'Der blinde Mörder' - Teil XI - Ende

  • Seite 561 benennt Iris ziemlich klipp und klar, was von Winifred zu halten ist. Wirkliche „Klasse“ hat sie demnach nicht, alles nur oberflächlich, vielleicht könnte man es auch als „Tünche“ - wenn auch schillernde - bezeichnen. Immerhin im Pläne machen ist sie – Winifred – groß. Arme Laura. Was hat sie entgegenzusetzen? Die Veränderungen bei ihr – Laura – gefallen mir überhaupt nicht.


    Iris bekommt also ein Baby. Warum taucht jetzt bei mir sofort die Frage nach dem „von wem“ auf? Die Bilanz, die über Seite 574 und den weiteren Seiten über Aimees Leben zieht, ist unglaublich bitter. Auch wenn Iris als Mutter spricht, wirkt es auf mich sehr distanziert. Warum? Aus Schmerz oder: Seite 592 sagt sie, sie habe „kein Herz mehr“, es sei „einfach nicht mehr da“. Die Frage ist, warum kam es ihr abhanden. Nicht auf einmal, glaube ich, es wird ein schleichender Prozess gewesen sein, angefangen in der Kindheit, spätestens, als die Mutter starb.
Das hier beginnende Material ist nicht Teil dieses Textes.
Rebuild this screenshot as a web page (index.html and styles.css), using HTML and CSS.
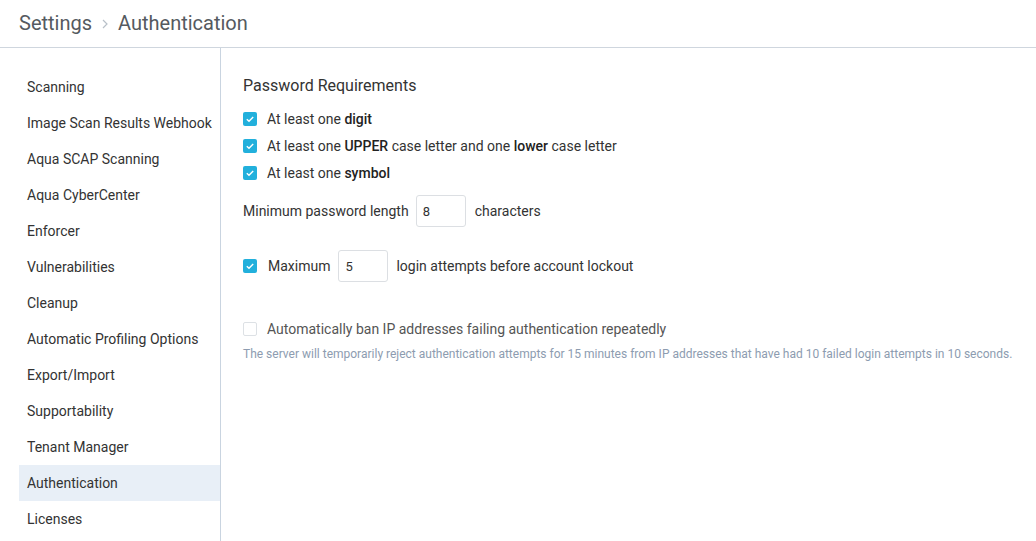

    Zu Mr. Griffin: Die Zeitungsnotiz Seite 601 sagt doch sehr viel über ihn aus. Dazu der Satz Seite 610, der mit „Was für eine Scheiße“ beginnt und mit „Geld machen“ aufhört. Was wäre wohl gewesen, wenn er als Politiker erfolgreich geworden wäre? Aber es gab eh zu viele von seiner Sorte, um es mal vorsichtig auszudrücken.


    Seiten 616 – 618: Keine Namen, trotzdem Iris und das Geschwisterpaar erkennbar. Aber welche Kraftanstrengung, solches Theater spielen zu müssen.


    Iris Analyse Seite 633/634: Wieder so schonungslos, auch gegen sich selber. Als hätte sie alles hinter sich gelassen. Als habe sie wirklich „kein Herz“ mehr. „Machte es mir etwas aus“ fragt sie sich. In dem Heute, als sie darüber erzählt, wohl nicht mehr. Sie hatte es mit Gegnern zu tun, die sie aus nachvollziehbaren Gründen nur unterschätzen konnte. Und diese, viel erfahrener, hatten lange Zeit, sie zu studieren, um genau zu wissen, wo sie welchen Hebel ansetzen mussten.


    Die Frage, die mich seit meinen ersten Vermutungen beschäftigte, ist auch geklärt. Ja, Winifred hat gewusst von Richards Neigungen. Was hat sie wohl alles in die Wege geleitet? An dieser Stelle: Ich bin froh, dass ein Großteil des Romans von der Ich-Erzählerin bestritten wird, manches hätte mir sonst zu unerträglich werden können.


    Seite 687 lässt mich mal wieder über meine Hauptperson des Buches nachdenken: Wer Iris war, definiert sich fast ausschließlich über andere. Vielleicht trug zum Unglück ihres Lebens bei, dass sie immer nur als Anhängsel, als „Nützling“ gesehen wurde, immer nur war sie die … „von“ … Und irgendwo kam dabei ihr Herz abhanden.
    Wieso bin ich blau“ fragt sie Laura einmal. Weil sie schlafe, antwortet ihr diese. Vielleicht konnte sie nur so das Leben leben, das zu leben ihr aufgegeben war.